Okay, can I just say you are doing so well. Stick with me, we’re nearly there.
4. Build your hostname filter
You have your regex and now we need to go and build the filter.
- Go to the Admin tab and select the view you want to apply the filter to. Remember we just set up the “No Spam” view for this.
- Select “Filters”.
- Hit the “+ NEW FILTER” button.
- Select “Create New Filter” and enter a name. It can be “Ghost spam filter” or whatever suits you.
- In the filter select “Custom”.
- Then choose “Include”.
- In the filter field choose “Hostname”.
- Then in the filter pattern paste in your regex.
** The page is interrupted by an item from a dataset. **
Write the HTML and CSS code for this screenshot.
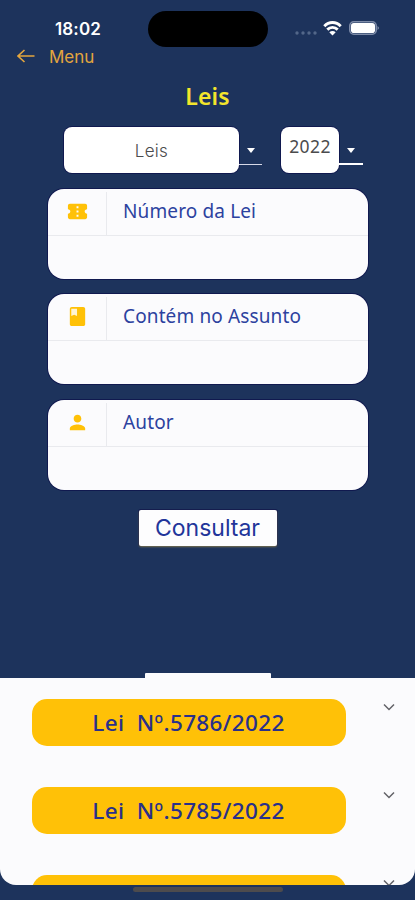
FILE: index.html
```html
<!DOCTYPE html>
<html lang="pt-BR">
<head>
<meta charset="utf-8">
<title>Leis</title>
<link rel="stylesheet" href="styles.css">
</head>
<body>
<main class="screen">
  <header class="status">
    <span class="time">18:02</span>
    <div class="island"></div>
    <div class="indicators">
      <svg class="dots" viewBox="0 0 22 4"><circle cx="2" cy="2" r="1.7"/><circle cx="8" cy="2" r="1.7"/><circle cx="14" cy="2" r="1.7"/><circle cx="20" cy="2" r="1.7"/></svg>
      <svg class="wifi" viewBox="0 0 19 15"><path d="M1.3 5.200C6 .2 13 .2 17.700 5.200M4.300 8.600C7.300 5.600 11.700 5.600 14.700 8.600" fill="none" stroke="#fff" stroke-width="2.900"/><path d="M6.300 11.300Q9.500 8.700 12.700 11.300L9.500 14.500Z" fill="#fff"/></svg>
      <svg class="battery" viewBox="0 0 31 14"><rect x=".8" y=".8" width="26.400" height="12.400" rx="4" fill="none" stroke="#7d8ba8" stroke-width="1.600"/><rect x="2" y="2" width="24" height="10" rx="2.800" fill="#fff"/><path d="M28.500 5q3 2 0 4z" fill="#7d8ba8"/></svg>
    </div>
  </header>
  <nav class="back">
    <svg viewBox="0 0 18 14"><path d="M17.500 7H1M7.500 1 1 7l6.500 6" fill="none" stroke="currentColor" stroke-width="1.600"/></svg>
    <span>Menu</span>
  </nav>
  <h1>Leis</h1>
  <div class="selects">
    <div class="select kind"><span class="value">Leis</span><span class="drop"><i></i></span></div>
    <div class="select year"><span class="value">2022</span><span class="drop"><i></i></span></div>
  </div>
  <section class="fields">
    <div class="field">
      <div class="label"><span class="icon"><svg viewBox="0 0 24 24"><path fill-rule="evenodd" d="M19.500 12c0-1.300 1-2.300 2.500-2.300V6c0-1.100-.9-2-2-2H4C2.900 4 2 4.900 2 6v3.700c1.500 0 2.500 1 2.500 2.300s-1 2.300-2.500 2.300V18c0 1.100.9 2 2 2h16c1.100 0 2-.9 2-2v-3.700c-1.500 0-2.500-1-2.500-2.300zM13 17.500h-2v-2h2zM13 13h-2v-2h2zM13 8.500h-2v-2h2z"/></svg></span><span class="name">Número da Lei</span></div>
      <div class="input"></div>
    </div>
    <div class="field">
      <div class="label"><span class="icon"><svg viewBox="0 0 24 24"><path d="M18 2H6C4.900 2 4 2.900 4 4v16c0 1.100.9 2 2 2h12c1.100 0 2-.9 2-2V4c0-1.100-.9-2-2-2z"/><path class="page" d="M5.500 4h6v7.500l-3-1.200-3 1.200z"/></svg></span><span class="name">Contém no Assunto</span></div>
      <div class="input"></div>
    </div>
    <div class="field">
      <div class="label"><span class="icon"><svg viewBox="0 0 24 24"><path d="M12 12c2.210 0 4-1.790 4-4s-1.790-4-4-4-4 1.790-4 4 1.790 4 4 4zm0 2c-2.670 0-8 1.340-8 4v2h16v-2c0-2.660-5.330-4-8-4z"/></svg></span><span class="name">Autor</span></div>
      <div class="input"></div>
    </div>
  </section>
  <button class="submit">Consultar</button>
  <div class="handle"></div>
  <section class="sheet">
    <div class="row"><div class="law">Lei&nbsp; Nº.5786/2022</div><svg class="chevron" viewBox="0 0 12 8"><path d="m1 1.500 5 5 5-5"/></svg></div>
    <div class="row"><div class="law">Lei&nbsp; Nº.5785/2022</div><svg class="chevron" viewBox="0 0 12 8"><path d="m1 1.500 5 5 5-5"/></svg></div>
    <div class="row"><div class="law"></div><svg class="chevron" viewBox="0 0 12 8"><path d="m1 1.500 5 5 5-5"/></svg></div>
  </section>
  <div class="home"></div>
</main>
</body>
</html>
```
FILE: styles.css
```css
* { box-sizing: border-box; }
body { margin: 0; background: #1d335c; }
.screen {
  width: 415px;
  height: 900px;
  overflow: hidden;
  display: flex;
  flex-direction: column;
  background: #1d335c;
  font-family: "Noto Sans", sans-serif;
}
.status {
  height: 47px;
  padding: 11px 0 0 55px;
  display: flex;
  flex-shrink: 0;
}
.time {
  width: 93px;
  padding-top: 8px;
  font: 600 17px/20px Inter, sans-serif;
  letter-spacing: 0.15px;
  color: #fff;
}
.island { width: 120px; height: 36px; border-radius: 18px; background: #000; }
.indicators { display: flex; margin-left: 27px; }
.dots { width: 22px; height: 4px; margin-top: 20px; fill: #536789; }
.wifi { width: 19px; height: 15px; margin: 10px 0 0 6px; }
.battery { width: 31px; height: 14px; margin: 10px 0 0 7px; }
.back {
  height: 20px;
  padding-left: 17px;
  display: flex;
  align-items: center;
  gap: 14px;
  flex-shrink: 0;
  color: #e4a63e;
  font: 17px/20px Inter, sans-serif;
}
.back svg { width: 18px; height: 14px; margin-top: -2px; }
.back span { margin-top: -1px; }
h1 {
  margin: 12px 0 0;
  height: 35px;
  font-size: 23px;
  line-height: 34px;
  font-weight: 600;
  letter-spacing: 0.1px;
  text-align: center;
  color: #f3e52c;
}
.selects { display: flex; gap: 19px; padding-left: 64px; margin-top: 13px; }
.select { display: flex; }
.value {
  height: 46px;
  border-radius: 8px;
  background: #fff;
  text-align: center;
  color: #4b4b4d;
  box-shadow: 0 0 0 1px #10194f;
}
.kind .value { width: 175px; font: 300 17px/48px Inter, sans-serif; letter-spacing: 0.3px; }
.year .value { width: 58px; font-size: 17.500px; line-height: 38px; letter-spacing: 0.4px; }
.drop {
  width: 23px;
  height: 38px;
  border-bottom: 1.5px solid #d7d9e8;
  display: flex;
  justify-content: center;
  padding-top: 21px;
}
.year .drop { width: 24px; border-bottom: 2px solid #fff; }
.drop i { width: 0; height: 0; border: 4.500px solid transparent; border-top: 5px solid #fff; }
.fields { display: flex; flex-direction: column; gap: 15.500px; margin: 15.500px 0 0 48px; width: 320px; }
.field { height: 90px; border-radius: 16px; background: #fbfbfd; box-shadow: 0 0 0 1px #10194f; }
.label { height: 47px; display: flex; border-bottom: 1px solid #e9eaee; }
.icon {
  width: 59px;
  margin-top: 3px;
  display: flex;
  justify-content: center;
  padding-top: 8px;
  border-right: 1px solid #e9eaee;
}
.icon svg { width: 23px; height: 23px; fill: #ffc107; }
.icon .page { fill: #fff4d2; }
.name { padding-left: 16px; font-size: 19px; line-height: 45px; letter-spacing: 0.13px; color: #2c429f; }
.submit {
  align-self: center;
  width: 138px;
  height: 36px;
  margin-top: 20.500px;
  padding: 0;
  border: 0;
  border-radius: 2px;
  background: #fdfdfe;
  box-shadow: 0 1px 2px #7d7a52, 0 0 0 1px #10194f;
  color: #22359a;
  font: 23px/37px Inter, sans-serif;
  flex-shrink: 0;
}
.handle { width: 126px; height: 5px; margin: 127px 0 0 145px; background: #fbfbfd; border-radius: 1px 1px 0 0; flex-shrink: 0; }
.sheet {
  height: 207px;
  padding: 20.500px 0 0 31.500px;
  display: flex;
  flex-direction: column;
  gap: 41px;
  flex-shrink: 0;
  overflow: hidden;
  background: #fbfbfd;
  border-radius: 0 0 16px 16px;
}
.row { display: flex; gap: 37px; flex-shrink: 0; }
.law {
  width: 314px;
  height: 47px;
  border-radius: 15px;
  background: #ffc107;
  color: #29308a;
  font-size: 22.500px;
  font-weight: 500;
  line-height: 47px;
  letter-spacing: 0.35px;
  text-align: center;
}
.chevron { width: 12px; height: 8px; margin-top: 4px; fill: none; stroke: #626267; stroke-width: 1.500; }
.home { width: 150px; height: 5px; margin: 2px 0 0 133px; border-radius: 3px; background: #4d4b4d; flex-shrink: 0; }
```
- Now, because you have just created this view and started collecting data you won’t be able to verify the filter as there won’t be anything to compare it against. So go ahead and save the filter (last step not shown below in Figure 2).
This new view should be all set to exclude ghost-referral spam — which is excellent! But filtered views will only be applied to data from the time you created the filter. Thus, this filter won’t help you with historical data. BUT if you want to bear with me for one last step we can create a segment to apply your new filter with the historical data you have collected.
5. Create a segment to view historical data with your new filter
- Go to the reporting section in your Google Analytics.
- In the left-hand menu expand “Acquisitions” and under “All Traffic” select “Referrals”.
- In the main board click on “+ Add Segment”.
- Click on “+ New Segment”.
- Type in the name of the new segment e.g. “Valid Hostnames”.
- Select “Conditions” below advanced.
- Check that the filter is on “Include”. Click on “Ad Content” [sic], type “Hostname” and select it. Next click on “Contains” and select “matches regex”.
- Copy and paste the hostname regex you prepared earlier in the text box.
- You will see the ring graph to the right adjust to the conditions, as we remove referral spam (see Figure 5).